The cube configuration used in this experiment is shown in Figure 5(a). The total number of cubes is 144 with 20 × 20 cells in each cube. The minimum cell length near the mountain is 62.5 m and the maximum cell length in the far field is 500 m. The rest of the domain not shown in Figure 5(a) is filled with the largest cubes. Figure 5(b) shows an enlarged view of the Cartesian mesh near the mountain, showing the cut cell representation of terrain surface with cell merging.

Settings and results of the mountain wave experiment. (a) Cube boundaries and (b) the cell boundaries in a cube that intersects with the mountain surface. Thick lines in (b) indicate the boundaries of the merged cells. (c) Vertical velocity reproduced by Sayaca‐2D with CBCM using four different cell length: 500, 250, 125 and 62.5 m. (d) Vertical velocity reproduced by Sayaca‐2D with a uniformly fine mesh of 62.5 m. The integration time and contour interval in (c) and (d) are 1 h and 1 m s−1, respectively. Solid and dashed lines in (c) and (d) indicate positive and negative values, respectively
Figure 5(c) and (d) shows the vertical velocity fields over the semicircular mountain calculated by Sayaca‐2D with CBCM and with a uniform mesh of 62.5 m throughout the entire domain, respectively. There are no visible distortions of mountain wave patterns in the result of Figure 5(c) associated with the change of mesh resolution. Although in the region of coarse resolution the simulated amplitude in Figure 5(c) is slightly smaller than that in Figure 5(d), Sayaca‐2D with CBCM reproduces practically the same result compared to that with a uniformly fine mesh. At the same time, the number of cells with CBCM is as low as 3.75% of that with a uniformly fine mesh. These results lead to the conclusion that Sayaca‐2D with CBCM reproduces a reasonably accurate flow over the mountain with a substantially low computational cost, thereby demonstrating the advantage of the CBCM in combination with cut cells for flows over complex topography including steep slopes.
4. Conclusion
To obtain high resolution near the ground with high computational efficiency in Cartesian coordinate models, a block‐structured Cartesian mesh approach CBCM was developed, and was implemented to a non‐hydrostatic atmospheric cut cell model Sayaca‐2D.

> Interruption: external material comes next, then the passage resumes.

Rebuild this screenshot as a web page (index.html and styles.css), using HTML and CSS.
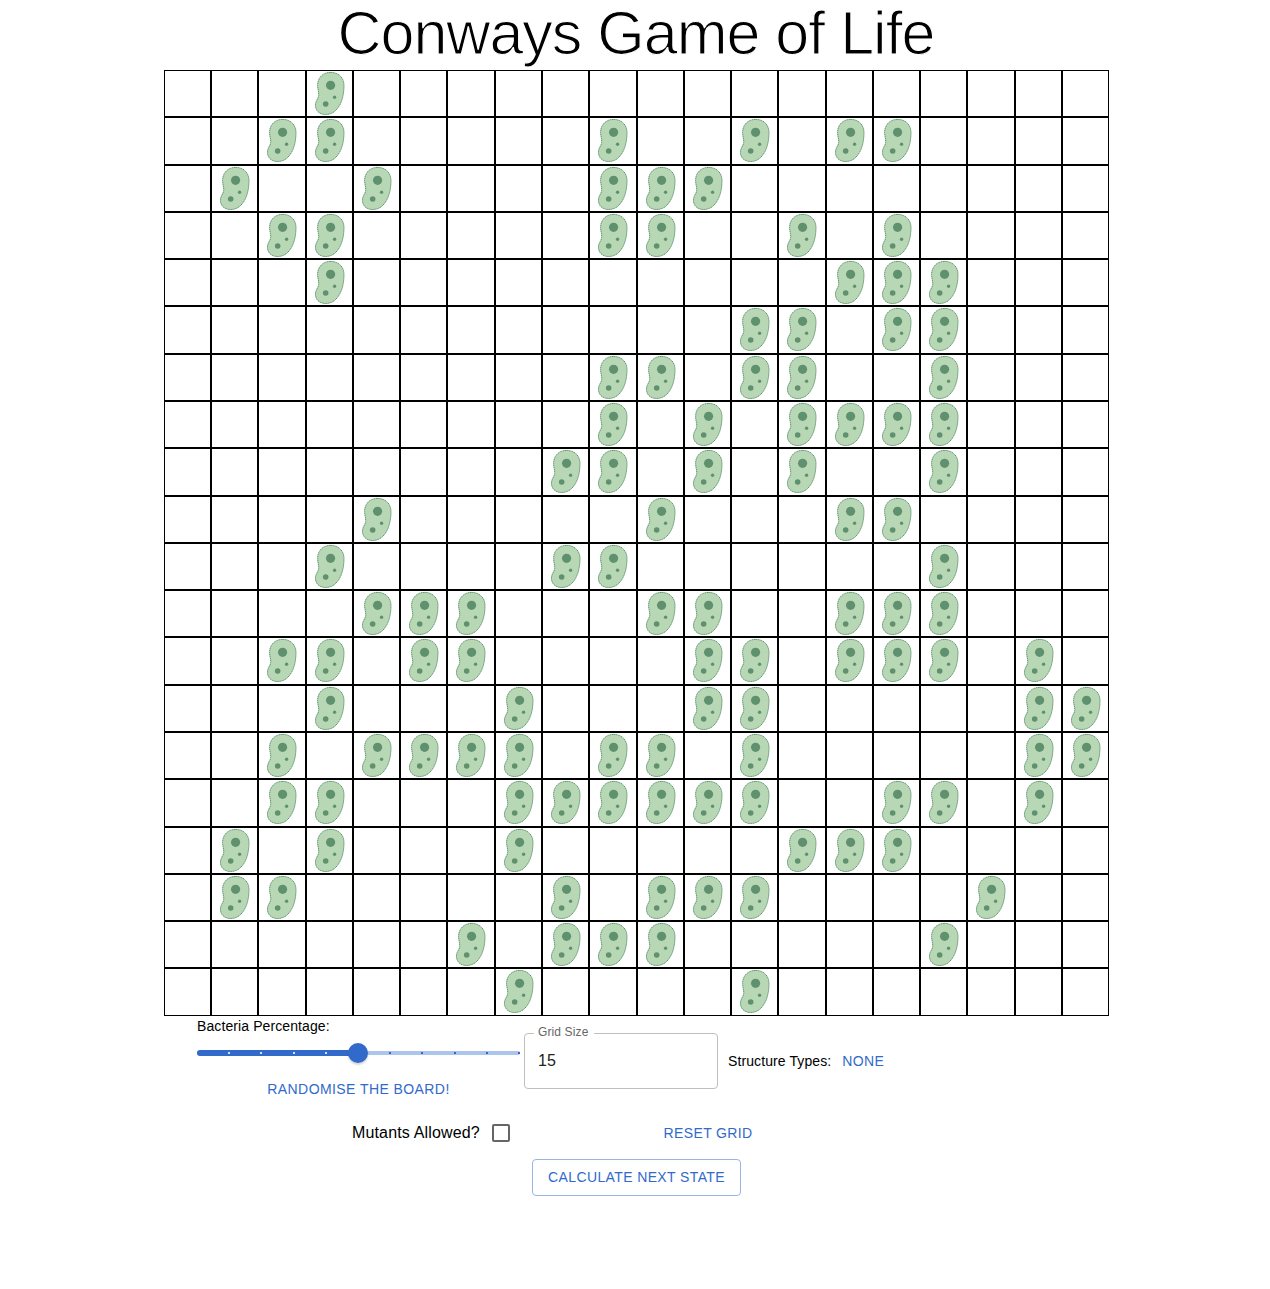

CBCM employs a subcycled time step to minimize the computational overhead in time integration. In addition, the method ensures mass conservation at fine‐coarse grid interfaces by introducing a simple flux‐matching algorithm. The results of simple diffusion and advection problems showed that the method has sufficient conservation property, high computational efficiency and global second‐order accuracy.
To demonstrate the performance of Sayaca‐2D with CBCM, the test of flow over a semicircular mountain was performed using a locally refined mesh around the mountain. The model reproduced a smooth and accurate mountain wave comparable with the uniformly fine‐grid computation.
Acknowledgements
The authors thank Prof Tetsuya Takemi and Mr Ryuji Yoshida at the Disaster Prevention Research Institute, Kyoto University, for their support and helpful comments. The first author also thanks Dr Phillip Blakely and Mr Leif Denby at the Cavendish Laboratory, University of Cambridge, as well as two anonymous reviewers for their suggestions and discussions. This study was supported in part by a Grant‐in‐Aid for JSPS Fellows, for JSPS Bilateral Joint Research Project, for Scientific Research B‐22340137 of MEXT, Japan and for the Global COE Program GCOE‐ARS of Kyoto University. Some figures were drawn by the GFD‐DENNOU Library.